Я поднимаюсь, подхожу к кровати. Передо мной смешанная груда из тряпок и человеческих костей. Разбираю их. Поправляю подушку, укладываю Антона, накрываю сбившимся одеялом ноги, тонкие и легкие. В тусклом мерцании ночного огня они кажутся отшлифованными.
– Не могу уснуть, Алексеич, – жалуется Антон. – Днем вот ничего, а ночью совсем беда. Сперва загунит в ногах и спине, а потом ударит в голову.
– Что у тебя за болезнь, Антон?
– Видишь ли, Алексеич, при рентгенизации доктор сказал, что у меня был перебит позвоночник, а потом все заросло хрящом. Все это от побоев, которые вытерпел в пятом году…
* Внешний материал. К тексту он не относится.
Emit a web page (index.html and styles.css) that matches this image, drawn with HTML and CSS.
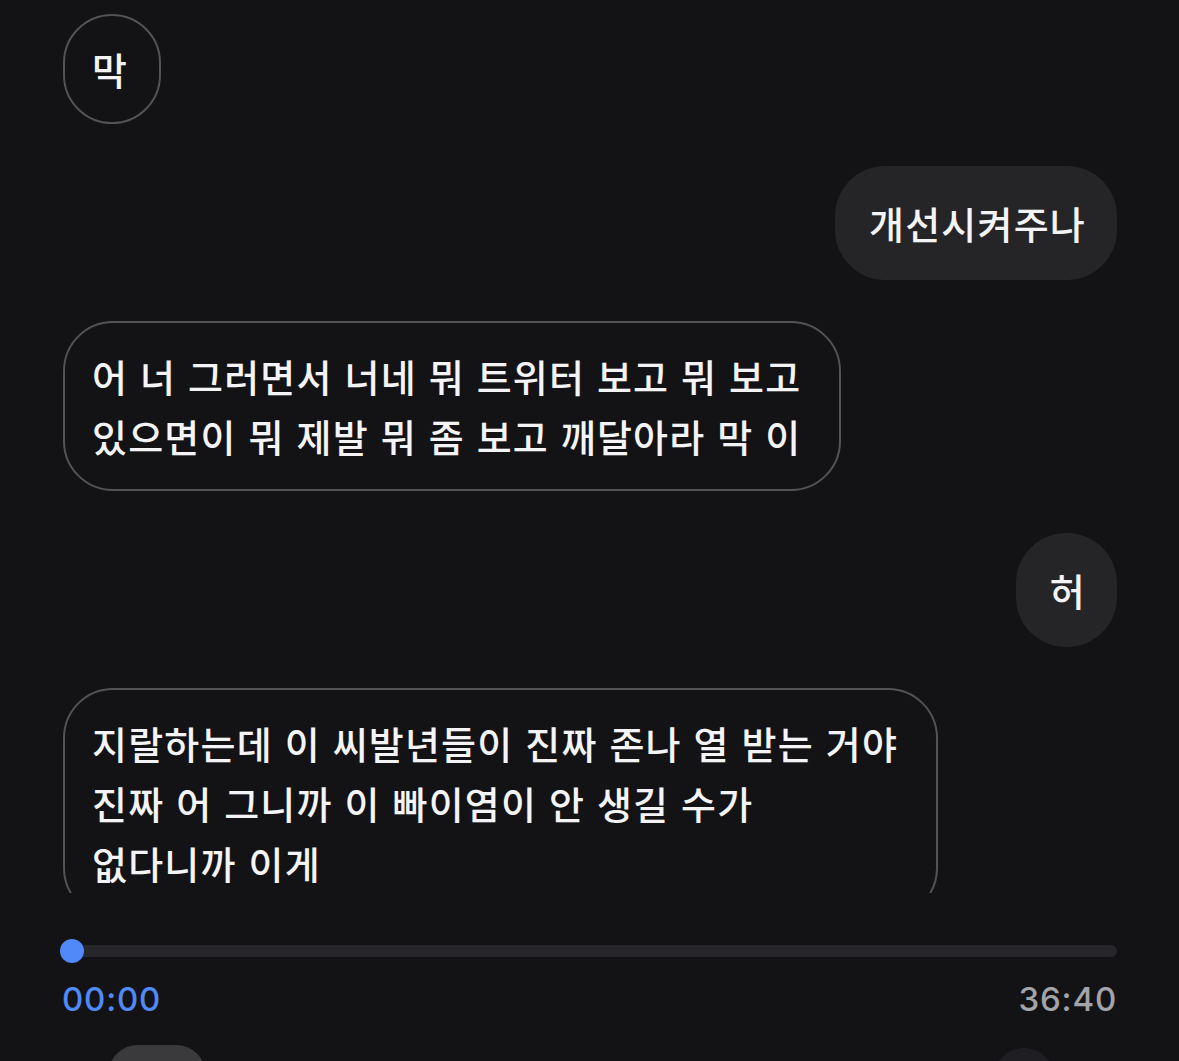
FILE: index.html
```html
<!DOCTYPE html>
<html lang="ko">
<head>
<meta charset="utf-8">
<title>Transcript</title>
<link rel="stylesheet" href="styles.css">
</head>
<body>
<div class="screen">
  <div class="chat">
    <div class="msg left"><div class="bubble outline">막</div></div>
    <div class="msg right"><div class="bubble filled">개선시켜주나</div></div>
    <div class="msg left"><div class="bubble outline multi">어 너 그러면서 너네 뭐 트위터 보고 뭐 보고<br>있으면이 뭐 제발 뭐 좀 보고 깨달아라 막 이</div></div>
    <div class="msg right"><div class="bubble filled">허</div></div>
    <div class="msg left"><div class="bubble outline multi">지랄하는데 이 씨발년들이 진짜 존나 열 받는 거야<br>진짜 어 그니까 이 빠이염이 안 생길 수가<br>없다니까 이게</div></div>
  </div>
  <div class="player">
    <div class="track"><div class="thumb"></div></div>
    <div class="times"><span class="cur">00:00</span><span class="total">36:40</span></div>
    <div class="controls">
      <div class="btn-speed"></div>
      <div class="btn-round"></div>
    </div>
  </div>
</div>
</body>
</html>
```
FILE: styles.css
```css
* { box-sizing: border-box; }
html, body {
  margin: 0;
  padding: 0;
  background: #131315;
  overflow: hidden;
}
.screen {
  width: 1179px;
  height: 1061px;
  overflow: hidden;
  font-family: "Noto Sans CJK KR", "Noto Sans", sans-serif;
  color: #f4f4f6;
}
.chat {
  height: 893px;
  overflow: hidden;
  padding: 14px 62px 0 63px;
  display: flex;
  flex-direction: column;
  gap: 41.5px;
}
.msg { display: flex; }
.msg.left { justify-content: flex-start; }
.msg.right { justify-content: flex-end; }
.bubble {
  font-size: 38px;
  font-weight: 500;
  line-height: 60px;
  letter-spacing: 1.2px;
  padding: 23px 31px 23px 27px;
  border-radius: 50px;
  white-space: nowrap;
}
.bubble.outline {
  border: 2px solid #525257;
}
.bubble.outline.multi {
  padding-right: 38px;
}
.bubble.filled {
  background: #252528;
  padding: 27px 31px 27px 34px;
}
.player {
  padding: 52px 62px 0 62px;
}
.track {
  position: relative;
  height: 12px;
  border-radius: 6px;
  background: #27272b;
}
.thumb {
  position: absolute;
  left: -2px;
  top: -6px;
  width: 24px;
  height: 24px;
  border-radius: 50%;
  background: #5189f8;
}
.times {
  display: flex;
  justify-content: space-between;
  margin-top: 22px;
  font-family: "Inter", "Liberation Sans", sans-serif;
  font-size: 33px;
  font-weight: 500;
  line-height: 40px;
  letter-spacing: 0.8px;
}
.cur { color: #5189f8; }
.total { color: #a3a3aa; }
.controls {
  display: flex;
  justify-content: space-between;
  margin-top: 26px;
  padding: 0 62px 0 46px;
}
.btn-speed {
  width: 98px;
  height: 60px;
  border-radius: 30px;
  background: #3a3a3d;
}
.btn-round {
  width: 62px;
  height: 62px;
  border-radius: 50%;
  background: #1e1e23;
  margin-top: 3px;
}
```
Несмотря на отдаленность времени, воспоминания сильно волнуют Антона. Он поворачивает голову в мою сторону. Мелкая мучительная зыбь обходит его лицо. Приглушая голос, чтобы никого не беспокоить в соседней комнате, он говорит:
– Как нас били, как били, если бы ты знал! Сперва построили всех в шеренгу, прогнали прикладами сквозь строй. А потом добавляли поодиночке, кому сколько влезет. Меня как коновода били особо. Кагин говорит, что ему дали двадцать три удара. Не знаю, может быть; он и считал. А я ничего не помню. Потерял сознание. Только одна мысль: скорей бы конец. И еще внутри надежда теплилась, авось останусь в живых.
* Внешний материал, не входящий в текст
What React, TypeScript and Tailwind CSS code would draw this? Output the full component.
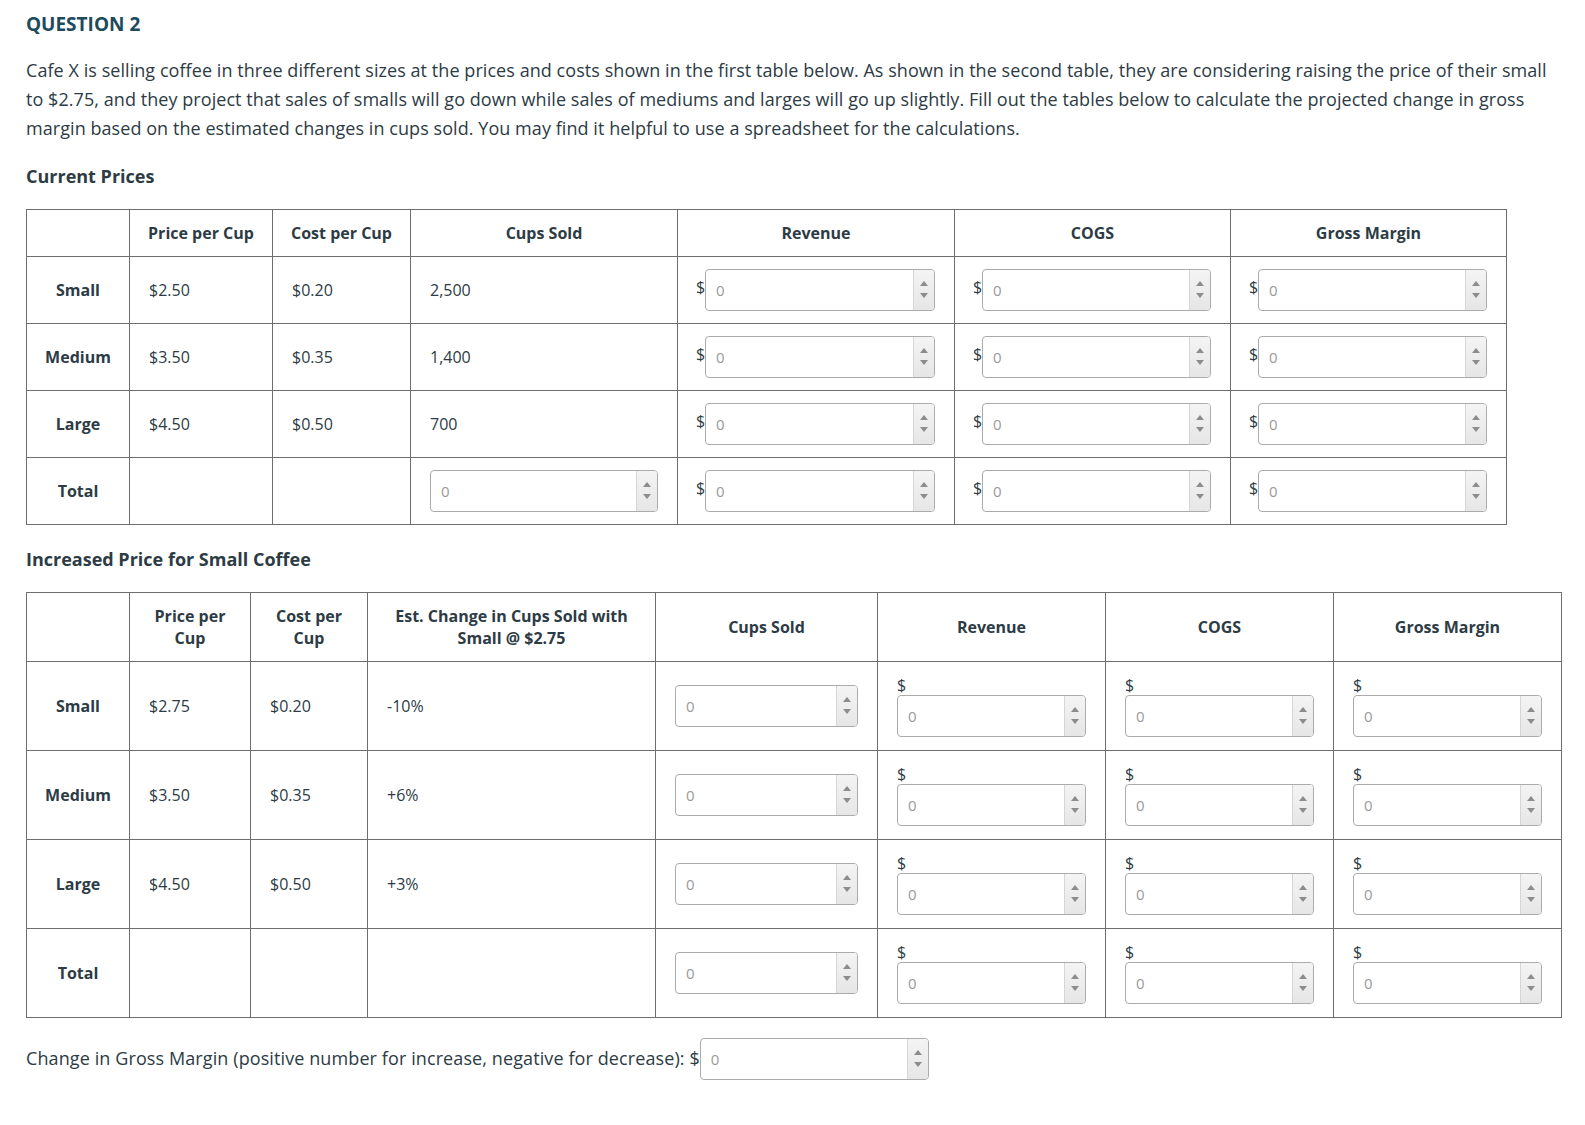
import React from "react";

type Row = { label: string; price: string; cost: string; extra: string };

const currentRows: Row[] = [
  { label: "Small", price: "$2.50", cost: "$0.20", extra: "2,500" },
  { label: "Medium", price: "$3.50", cost: "$0.35", extra: "1,400" },
  { label: "Large", price: "$4.50", cost: "$0.50", extra: "700" },
];

const increasedRows: Row[] = [
  { label: "Small", price: "$2.75", cost: "$0.20", extra: "-10%" },
  { label: "Medium", price: "$3.50", cost: "$0.35", extra: "+6%" },
  { label: "Large", price: "$4.50", cost: "$0.50", extra: "+3%" },
];

function Spinner() {
  return (
    <div className="flex w-[21px] flex-col items-center justify-between border-l border-[#d6d6d6] bg-gradient-to-b from-[#f4f4f4] to-[#e6e6e6] pt-[11px] pb-[12px]">
      <span className="h-0 w-0 border-x-[4px] border-b-[5px] border-x-transparent border-b-[#8c8c8c]" />
      <span className="h-0 w-0 border-x-[4px] border-t-[5px] border-x-transparent border-t-[#8c8c8c]" />
    </div>
  );
}

function NumBox({ className = "" }: { className?: string }) {
  return (
    <div className={`flex h-[42px] overflow-hidden rounded-[4px] border border-[#ababab] bg-white ${className}`}>
      <input
        readOnly
        placeholder="0"
        className="min-w-0 flex-1 bg-transparent pl-[10px] text-[15px] text-[#2d3b45] outline-none placeholder:text-[#9a9a9a]"
      />
      <Spinner />
    </div>
  );
}

// "$" sitting to the left of the box
function MoneyInline() {
  return (
    <div className="flex items-center">
      <span className="-ml-[1px] -mt-[6px] w-[9px] text-[16px] leading-none">$</span>
      <NumBox className="flex-1" />
    </div>
  );
}

// "$" wrapped above the box (narrow cells)
function MoneyStacked() {
  return (
    <div className="flex flex-col">
      <span className="text-[16px] leading-[20px]">$</span>
      <NumBox />
    </div>
  );
}

const th = "border border-[#6e6e6e] px-[19px] text-center font-bold leading-[22px]";
const thWide = "border border-[#6e6e6e] px-[6px] text-center font-bold leading-[22px]";
const td = "border border-[#6e6e6e] px-[19px] text-left";
const rowHead = "border border-[#6e6e6e] px-[10px] text-center font-bold";

export default function App() {
  return (
    <div className="min-h-[1125px] bg-white pl-[26px] pr-[24px] pt-[10px] text-[#2d3b45]" style={{ fontFamily: '"Open Sans", "Noto Sans", sans-serif' }}>
      <h2 className="text-[19px] font-bold leading-[28px] text-[#1d4a5d]">QUESTION 2</h2>

      <p className="mt-[18px] text-[18px] leading-[29px] tracking-[0.06px]">
        Cafe X is selling coffee in three different sizes at the prices and costs shown in the first table below. As shown in the
        second table, they are considering raising the price of their small to $2.75, and they project that sales of smalls will go
        down while sales of mediums and larges will go up slightly. Fill out the tables below to calculate the projected change in
        gross margin based on the estimated changes in cups sold. You may find it helpful to use a spreadsheet for the calculations.
      </p>

      <h3 className="mt-[20px] text-[18px] font-bold leading-[26px]">Current Prices</h3>

      {/* Current prices */}
      <table className="mt-[20px] w-[1480px] table-fixed border-collapse text-[16px]">
        <colgroup>
          <col className="w-[103px]" />
          <col className="w-[143px]" />
          <col className="w-[138px]" />
          <col className="w-[267px]" />
          <col className="w-[277px]" />
          <col className="w-[276px]" />
          <col className="w-[276px]" />
        </colgroup>
        <thead>
          <tr className="h-[47px]">
            <th className={thWide}></th>
            <th className={thWide}>Price per Cup</th>
            <th className={thWide}>Cost per Cup</th>
            <th className={thWide}>Cups Sold</th>
            <th className={thWide}>Revenue</th>
            <th className={thWide}>COGS</th>
            <th className={thWide}>Gross Margin</th>
          </tr>
        </thead>
        <tbody>
          {currentRows.map((r) => (
            <tr key={r.label} className="h-[67px]">
              <td className={rowHead}>{r.label}</td>
              <td className={td}>{r.price}</td>
              <td className={td}>{r.cost}</td>
              <td className={td}>{r.extra}</td>
              <td className={td}><MoneyInline /></td>
              <td className={td}><MoneyInline /></td>
              <td className={td}><MoneyInline /></td>
            </tr>
          ))}
          <tr className="h-[67px]">
            <td className={rowHead}>Total</td>
            <td className={td}></td>
            <td className={td}></td>
            <td className={td}><NumBox /></td>
            <td className={td}><MoneyInline /></td>
            <td className={td}><MoneyInline /></td>
            <td className={td}><MoneyInline /></td>
          </tr>
        </tbody>
      </table>

      <h3 className="mt-[21px] text-[18px] font-bold leading-[26px]">Increased Price for Small Coffee</h3>

      {/* Increased price */}
      <table className="mt-[20px] w-[1535px] table-fixed border-collapse text-[16px]">
        <colgroup>
          <col className="w-[103px]" />
          <col className="w-[121px]" />
          <col className="w-[117px]" />
          <col className="w-[288px]" />
          <col className="w-[222px]" />
          <col className="w-[228px]" />
          <col className="w-[228px]" />
          <col className="w-[228px]" />
        </colgroup>
        <thead>
          <tr className="h-[69px]">
            <th className={th}></th>
            <th className={th}>Price per Cup</th>
            <th className={th}>Cost per Cup</th>
            <th className={`${th} px-[12px]`}>Est. Change in Cups Sold with Small @ $2.75</th>
            <th className={th}>Cups Sold</th>
            <th className={th}>Revenue</th>
            <th className={th}>COGS</th>
            <th className={th}>Gross Margin</th>
          </tr>
        </thead>
        <tbody>
          {increasedRows.map((r) => (
            <tr key={r.label} className="h-[89px]">
              <td className={rowHead}>{r.label}</td>
              <td className={td}>{r.price}</td>
              <td className={td}>{r.cost}</td>
              <td className={td}>{r.extra}</td>
              <td className={td}><NumBox /></td>
              <td className={td}><MoneyStacked /></td>
              <td className={td}><MoneyStacked /></td>
              <td className={td}><MoneyStacked /></td>
            </tr>
          ))}
          <tr className="h-[89px]">
            <td className={rowHead}>Total</td>
            <td className={td}></td>
            <td className={td}></td>
            <td className={td}></td>
            <td className={td}><NumBox /></td>
            <td className={td}><MoneyStacked /></td>
            <td className={td}><MoneyStacked /></td>
            <td className={td}><MoneyStacked /></td>
          </tr>
        </tbody>
      </table>

      <div className="mt-[20px] flex items-center text-[18px]">
        <span className="-mt-[2px] tracking-[0.1px]">Change in Gross Margin (positive number for increase, negative for decrease): $</span>
        <NumBox className="w-[229px]" />
      </div>
    </div>
  );
}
Антон на время смолкает, часто и неровно дышит, на висках у него выступают капли пота. Опасаясь за его состояние, я говорю:
– Тебе трудно, Антон. Может быть, ты завтра доскажешь.
– Нет, нет, слушай. Очнулся я, когда уже везли в Кондоль. Свалили всех в одну кучу, голова уткнулась во что-то жесткое. Ну, в грядку, что ли, сверху навалены тела, вокруг ночь, туман, – не то дождь, не то снег. Только я никакого холода не чую, даже жарко.
Последний раз, помню, на въезжей в Крндоли… Здесь опять били… Топтали ногами… В душу, в мать ругали, охальничали. Мы валялись на полу, а они вскакивали на грудь, на живот, – били сапогами в лицо, в зубы… Про Гришина рассказывают, что у него руки вывертывали, как на дыбе. Когда я очнулся, вокруг месиво из крови, и грязи. В глазах туман, в голове муть. И только пить хочется, а пить не давали.